**PROBLEM STATEMENT**
Without including any images, repeat the data exactly.

**RECORDED DATA**
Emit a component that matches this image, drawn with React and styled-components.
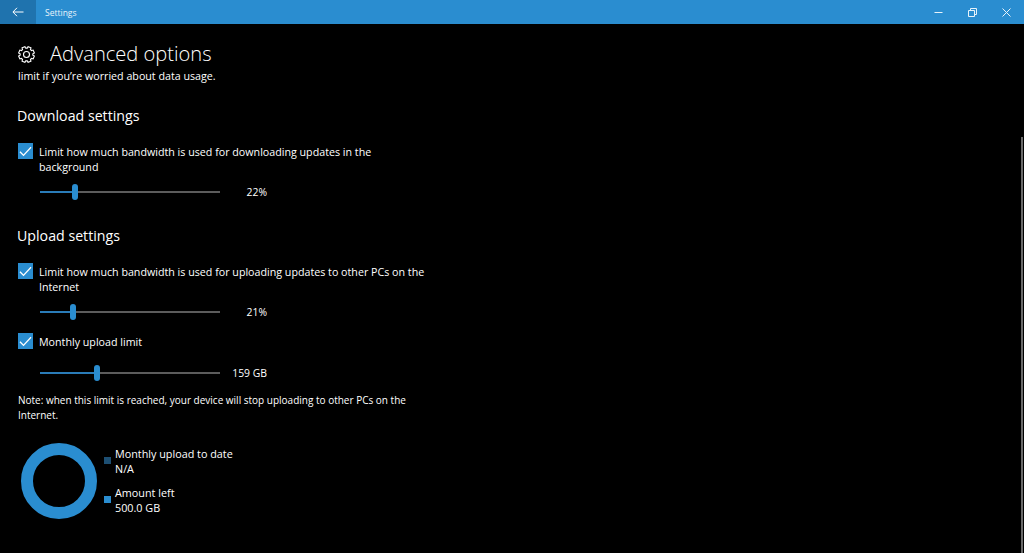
import styled, { createGlobalStyle } from "styled-components";

const Global = createGlobalStyle`
  html, body {
    margin: 0;
    background: #000;
  }
  body {
    font-family: "Open Sans", "Noto Sans", sans-serif;
    color: #fff;
    overflow: hidden;
  }
`;

const Page = styled.div`
  position: relative;
  width: 1024px;
  height: 553px;
  overflow: hidden;
  background: #000;
`;

const TitleBar = styled.header`
  display: flex;
  align-items: center;
  height: 24px;
  background: #2a8dd0;
`;

const BackButton = styled.div`
  display: flex;
  align-items: center;
  justify-content: center;
  width: 36px;
  height: 24px;
  background: #1f73ae;
`;

const AppName = styled.span`
  margin-left: 9px;
  font-size: 8.5px;
  color: #e8f3fa;
`;

const WindowControls = styled.div`
  display: flex;
  margin-left: auto;
  margin-right: 1px;
`;

const WindowButton = styled.div`
  display: flex;
  align-items: center;
  justify-content: center;
  width: 34px;
  height: 24px;
`;

const Content = styled.main`
  display: flex;
  flex-direction: column;
  padding-left: 18px;
`;

const PageHead = styled.div`
  display: flex;
  align-items: center;
  gap: 15px;
  height: 30px;
  margin-top: 15px;
`;

const PageTitle = styled.h1`
  margin: 0;
  font-size: 20.1px;
  font-weight: 300;
  line-height: 30px;
`;

const Body = styled.p`
  margin: 0;
  font-size: 10.7px;
  line-height: 15px;
  color: #fff;
`;

const Heading = styled.h2`
  margin: ${(p) => p.$top}px 0 0 -1px;
  font-size: 14.2px;
  font-weight: 400;
  line-height: 20px;
`;

const CheckRow = styled.div`
  display: flex;
  gap: 6px;
  margin-top: ${(p) => p.$top}px;
  width: 412px;
`;

const Box = styled.div`
  flex: none;
  display: flex;
  align-items: center;
  justify-content: center;
  width: 15px;
  height: 16px;
  background: #2a8dd0;
`;

const CheckText = styled.div`
  padding-top: 2px;
  font-size: 10.7px;
  line-height: 15px;
  color: #fff;
`;

const SliderRow = styled.div`
  display: flex;
  align-items: center;
  height: 16px;
  margin-top: ${(p) => p.$top}px;
  margin-left: 22px;
`;

const Track = styled.div`
  display: flex;
  align-items: center;
  width: 180px;
`;

const Filled = styled.div`
  flex: none;
  width: ${(p) => p.$width}px;
  height: 2px;
  background: #2a7cb8;
`;

const Rest = styled.div`
  flex: 1;
  height: 2px;
  background: #5c5c5c;
`;

const Thumb = styled.div`
  flex: none;
  width: 6px;
  height: 16px;
  border-radius: 3px;
  background: #2a8dd0;
`;

const Value = styled.div`
  width: 47px;
  text-align: right;
  font-size: 10.4px;
  color: #fff;
`;

const Note = styled(Body)`
  width: 420px;
  margin-top: 12px;
  font-size: 10px;
  line-height: 14.5px;
`;

const UsageRow = styled.div`
  display: flex;
  align-items: center;
  gap: 7px;
  margin-top: 21px;
  margin-left: 3px;
`;

const Donut = styled.div`
  box-sizing: border-box;
  width: 76px;
  height: 76px;
  border: 12px solid #2a8dd0;
  border-radius: 50%;
`;

const Legend = styled.div`
  display: flex;
  flex-direction: column;
  gap: 9px;
  padding-bottom: 2px;
`;

const LegendItem = styled.div`
  display: flex;
  align-items: center;
  gap: 4px;
`;

const LegendText = styled(Body)`
  font-size: 10.8px;
`;

const Swatch = styled.div`
  width: 7px;
  height: 7px;
  background: ${(p) => p.$color};
`;

const Scrollbar = styled.div`
  position: absolute;
  right: 1px;
  top: 137px;
  bottom: 0;
  width: 2px;
  background: #6a6a6a;
`;

const BackIcon = () => (
  <svg width="12" height="10" viewBox="0 0 12 10" fill="none" stroke="#fff" strokeWidth="1">
    <path d="M11.5 5H1M5 .8 .9 5 5 9.2" />
  </svg>
);

const MinimizeIcon = () => (
  <svg width="9" height="9" viewBox="0 0 9 9" fill="none" stroke="#e8f3fa" strokeWidth="1">
    <path d="M.5 4.5h8" />
  </svg>
);

const RestoreIcon = () => (
  <svg width="9" height="9" viewBox="0 0 9 9" fill="none" stroke="#e8f3fa" strokeWidth="1">
    <path d="M.5 2.5h6v6h-6zM2.5 2.5V.5h6v6h-2" />
  </svg>
);

const CloseIcon = () => (
  <svg width="9" height="9" viewBox="0 0 9 9" fill="none" stroke="#e8f3fa" strokeWidth="1">
    <path d="M.5.5l8 8M8.5.5l-8 8" />
  </svg>
);

const CheckIcon = () => (
  <svg width="13" height="11" viewBox="0 0 13 11" fill="none" stroke="#fff" strokeWidth="1.3">
    <path d="M1 5.8 4.5 9.4 12 1.2" />
  </svg>
);

// toothed outline gear, same as the Settings glyph
const gearPath = () => {
  const pts = [];
  for (let i = 0; i < 8; i++) {
    const a = (i * Math.PI) / 4;
    const step = Math.PI / 8;
    [
      [a - step * 0.5, 8],
      [a - step * 0.3, 6.4],
      [a + step * 0.3, 6.4],
      [a + step * 0.5, 8],
    ].forEach(([t, r]) => pts.push(`${(8.5 + r * Math.sin(t)).toFixed(2)} ${(8.5 - r * Math.cos(t)).toFixed(2)}`));
  }
  return `M${pts.join("L")}Z`;
};

const GearIcon = () => (
  <svg width="17" height="17" viewBox="0 0 17 17" fill="none" stroke="#fff" strokeWidth="1.1">
    <path d={gearPath()} />
    <circle cx="8.5" cy="8.5" r="3" />
  </svg>
);

const Slider = ({ fill, value, top }) => (
  <SliderRow $top={top}>
    <Track>
      <Filled $width={fill} />
      <Thumb />
      <Rest />
    </Track>
    <Value>{value}</Value>
  </SliderRow>
);

const Check = ({ top, children }) => (
  <CheckRow $top={top}>
    <Box>
      <CheckIcon />
    </Box>
    <CheckText>{children}</CheckText>
  </CheckRow>
);

export default function App() {
  return (
    <Page>
      <Global />
      <TitleBar>
        <BackButton>
          <BackIcon />
        </BackButton>
        <AppName>Settings</AppName>
        <WindowControls>
          <WindowButton>
            <MinimizeIcon />
          </WindowButton>
          <WindowButton>
            <RestoreIcon />
          </WindowButton>
          <WindowButton>
            <CloseIcon />
          </WindowButton>
        </WindowControls>
      </TitleBar>
      <Content>
        <PageHead>
          <GearIcon />
          <PageTitle>Advanced options</PageTitle>
        </PageHead>
        <Body>limit if you’re worried about data usage.</Body>

        <Heading $top={22}>Download settings</Heading>
        <Check top={17}>
          Limit how much bandwidth is used for downloading updates in the background
        </Check>
        <Slider fill={32} value="22%" top={9} />

        <Heading $top={26}>Upload settings</Heading>
        <Check top={17}>
          Limit how much bandwidth is used for uploading updates to other PCs on the Internet
        </Check>
        <Slider fill={30} value="21%" top={9} />
        <Check top={13}>Monthly upload limit</Check>
        <Slider fill={54} value="159 GB" top={15} />

        <Note>
          Note: when this limit is reached, your device will stop uploading to other PCs on the Internet.
        </Note>

        <UsageRow>
          <Donut />
          <Legend>
            <LegendItem>
              <Swatch $color="#1d4f73" />
              <LegendText>
                Monthly upload to date
                <br />
                N/A
              </LegendText>
            </LegendItem>
            <LegendItem>
              <Swatch $color="#2a8dd0" />
              <LegendText>
                Amount left
                <br />
                500.0 GB
              </LegendText>
            </LegendItem>
          </Legend>
        </UsageRow>
      </Content>
      <Scrollbar />
    </Page>
  );
}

**ANSWER TO THIS TASK**
Emit a component that matches this image, drawn with React and styled-components.
import styled, { createGlobalStyle } from "styled-components";

const Global = createGlobalStyle`
  html, body {
    margin: 0;
    background: #000;
  }
  body {
    font-family: "Open Sans", "Noto Sans", sans-serif;
    color: #fff;
    overflow: hidden;
  }
`;

const Page = styled.div`
  position: relative;
  width: 1024px;
  height: 553px;
  overflow: hidden;
  background: #000;
`;

const TitleBar = styled.header`
  display: flex;
  align-items: center;
  height: 24px;
  background: #2a8dd0;
`;

const BackButton = styled.div`
  display: flex;
  align-items: center;
  justify-content: center;
  width: 36px;
  height: 24px;
  background: #1f73ae;
`;

const AppName = styled.span`
  margin-left: 9px;
  font-size: 8.5px;
  color: #e8f3fa;
`;

const WindowControls = styled.div`
  display: flex;
  margin-left: auto;
  margin-right: 1px;
`;

const WindowButton = styled.div`
  display: flex;
  align-items: center;
  justify-content: center;
  width: 34px;
  height: 24px;
`;

const Content = styled.main`
  display: flex;
  flex-direction: column;
  padding-left: 18px;
`;

const PageHead = styled.div`
  display: flex;
  align-items: center;
  gap: 15px;
  height: 30px;
  margin-top: 15px;
`;

const PageTitle = styled.h1`
  margin: 0;
  font-size: 20.1px;
  font-weight: 300;
  line-height: 30px;
`;

const Body = styled.p`
  margin: 0;
  font-size: 10.7px;
  line-height: 15px;
  color: #fff;
`;

const Heading = styled.h2`
  margin: ${(p) => p.$top}px 0 0 -1px;
  font-size: 14.2px;
  font-weight: 400;
  line-height: 20px;
`;

const CheckRow = styled.div`
  display: flex;
  gap: 6px;
  margin-top: ${(p) => p.$top}px;
  width: 412px;
`;

const Box = styled.div`
  flex: none;
  display: flex;
  align-items: center;
  justify-content: center;
  width: 15px;
  height: 16px;
  background: #2a8dd0;
`;

const CheckText = styled.div`
  padding-top: 2px;
  font-size: 10.7px;
  line-height: 15px;
  color: #fff;
`;

const SliderRow = styled.div`
  display: flex;
  align-items: center;
  height: 16px;
  margin-top: ${(p) => p.$top}px;
  margin-left: 22px;
`;

const Track = styled.div`
  display: flex;
  align-items: center;
  width: 180px;
`;

const Filled = styled.div`
  flex: none;
  width: ${(p) => p.$width}px;
  height: 2px;
  background: #2a7cb8;
`;

const Rest = styled.div`
  flex: 1;
  height: 2px;
  background: #5c5c5c;
`;

const Thumb = styled.div`
  flex: none;
  width: 6px;
  height: 16px;
  border-radius: 3px;
  background: #2a8dd0;
`;

const Value = styled.div`
  width: 47px;
  text-align: right;
  font-size: 10.4px;
  color: #fff;
`;

const Note = styled(Body)`
  width: 420px;
  margin-top: 12px;
  font-size: 10px;
  line-height: 14.5px;
`;

const UsageRow = styled.div`
  display: flex;
  align-items: center;
  gap: 7px;
  margin-top: 21px;
  margin-left: 3px;
`;

const Donut = styled.div`
  box-sizing: border-box;
  width: 76px;
  height: 76px;
  border: 12px solid #2a8dd0;
  border-radius: 50%;
`;

const Legend = styled.div`
  display: flex;
  flex-direction: column;
  gap: 9px;
  padding-bottom: 2px;
`;

const LegendItem = styled.div`
  display: flex;
  align-items: center;
  gap: 4px;
`;

const LegendText = styled(Body)`
  font-size: 10.8px;
`;

const Swatch = styled.div`
  width: 7px;
  height: 7px;
  background: ${(p) => p.$color};
`;

const Scrollbar = styled.div`
  position: absolute;
  right: 1px;
  top: 137px;
  bottom: 0;
  width: 2px;
  background: #6a6a6a;
`;

const BackIcon = () => (
  <svg width="12" height="10" viewBox="0 0 12 10" fill="none" stroke="#fff" strokeWidth="1">
    <path d="M11.5 5H1M5 .8 .9 5 5 9.2" />
  </svg>
);

const MinimizeIcon = () => (
  <svg width="9" height="9" viewBox="0 0 9 9" fill="none" stroke="#e8f3fa" strokeWidth="1">
    <path d="M.5 4.5h8" />
  </svg>
);

const RestoreIcon = () => (
  <svg width="9" height="9" viewBox="0 0 9 9" fill="none" stroke="#e8f3fa" strokeWidth="1">
    <path d="M.5 2.5h6v6h-6zM2.5 2.5V.5h6v6h-2" />
  </svg>
);

const CloseIcon = () => (
  <svg width="9" height="9" viewBox="0 0 9 9" fill="none" stroke="#e8f3fa" strokeWidth="1">
    <path d="M.5.5l8 8M8.5.5l-8 8" />
  </svg>
);

const CheckIcon = () => (
  <svg width="13" height="11" viewBox="0 0 13 11" fill="none" stroke="#fff" strokeWidth="1.3">
    <path d="M1 5.8 4.5 9.4 12 1.2" />
  </svg>
);

// toothed outline gear, same as the Settings glyph
const gearPath = () => {
  const pts = [];
  for (let i = 0; i < 8; i++) {
    const a = (i * Math.PI) / 4;
    const step = Math.PI / 8;
    [
      [a - step * 0.5, 8],
      [a - step * 0.3, 6.4],
      [a + step * 0.3, 6.4],
      [a + step * 0.5, 8],
    ].forEach(([t, r]) => pts.push(`${(8.5 + r * Math.sin(t)).toFixed(2)} ${(8.5 - r * Math.cos(t)).toFixed(2)}`));
  }
  return `M${pts.join("L")}Z`;
};

const GearIcon = () => (
  <svg width="17" height="17" viewBox="0 0 17 17" fill="none" stroke="#fff" strokeWidth="1.1">
    <path d={gearPath()} />
    <circle cx="8.5" cy="8.5" r="3" />
  </svg>
);

const Slider = ({ fill, value, top }) => (
  <SliderRow $top={top}>
    <Track>
      <Filled $width={fill} />
      <Thumb />
      <Rest />
    </Track>
    <Value>{value}</Value>
  </SliderRow>
);

const Check = ({ top, children }) => (
  <CheckRow $top={top}>
    <Box>
      <CheckIcon />
    </Box>
    <CheckText>{children}</CheckText>
  </CheckRow>
);

export default function App() {
  return (
    <Page>
      <Global />
      <TitleBar>
        <BackButton>
          <BackIcon />
        </BackButton>
        <AppName>Settings</AppName>
        <WindowControls>
          <WindowButton>
            <MinimizeIcon />
          </WindowButton>
          <WindowButton>
            <RestoreIcon />
          </WindowButton>
          <WindowButton>
            <CloseIcon />
          </WindowButton>
        </WindowControls>
      </TitleBar>
      <Content>
        <PageHead>
          <GearIcon />
          <PageTitle>Advanced options</PageTitle>
        </PageHead>
        <Body>limit if you’re worried about data usage.</Body>

        <Heading $top={22}>Download settings</Heading>
        <Check top={17}>
          Limit how much bandwidth is used for downloading updates in the background
        </Check>
        <Slider fill={32} value="22%" top={9} />

        <Heading $top={26}>Upload settings</Heading>
        <Check top={17}>
          Limit how much bandwidth is used for uploading updates to other PCs on the Internet
        </Check>
        <Slider fill={30} value="21%" top={9} />
        <Check top={13}>Monthly upload limit</Check>
        <Slider fill={54} value="159 GB" top={15} />

        <Note>
          Note: when this limit is reached, your device will stop uploading to other PCs on the Internet.
        </Note>

        <UsageRow>
          <Donut />
          <Legend>
            <LegendItem>
              <Swatch $color="#1d4f73" />
              <LegendText>
                Monthly upload to date
                <br />
                N/A
              </LegendText>
            </LegendItem>
            <LegendItem>
              <Swatch $color="#2a8dd0" />
              <LegendText>
                Amount left
                <br />
                500.0 GB
              </LegendText>
            </LegendItem>
          </Legend>
        </UsageRow>
      </Content>
      <Scrollbar />
    </Page>
  );
}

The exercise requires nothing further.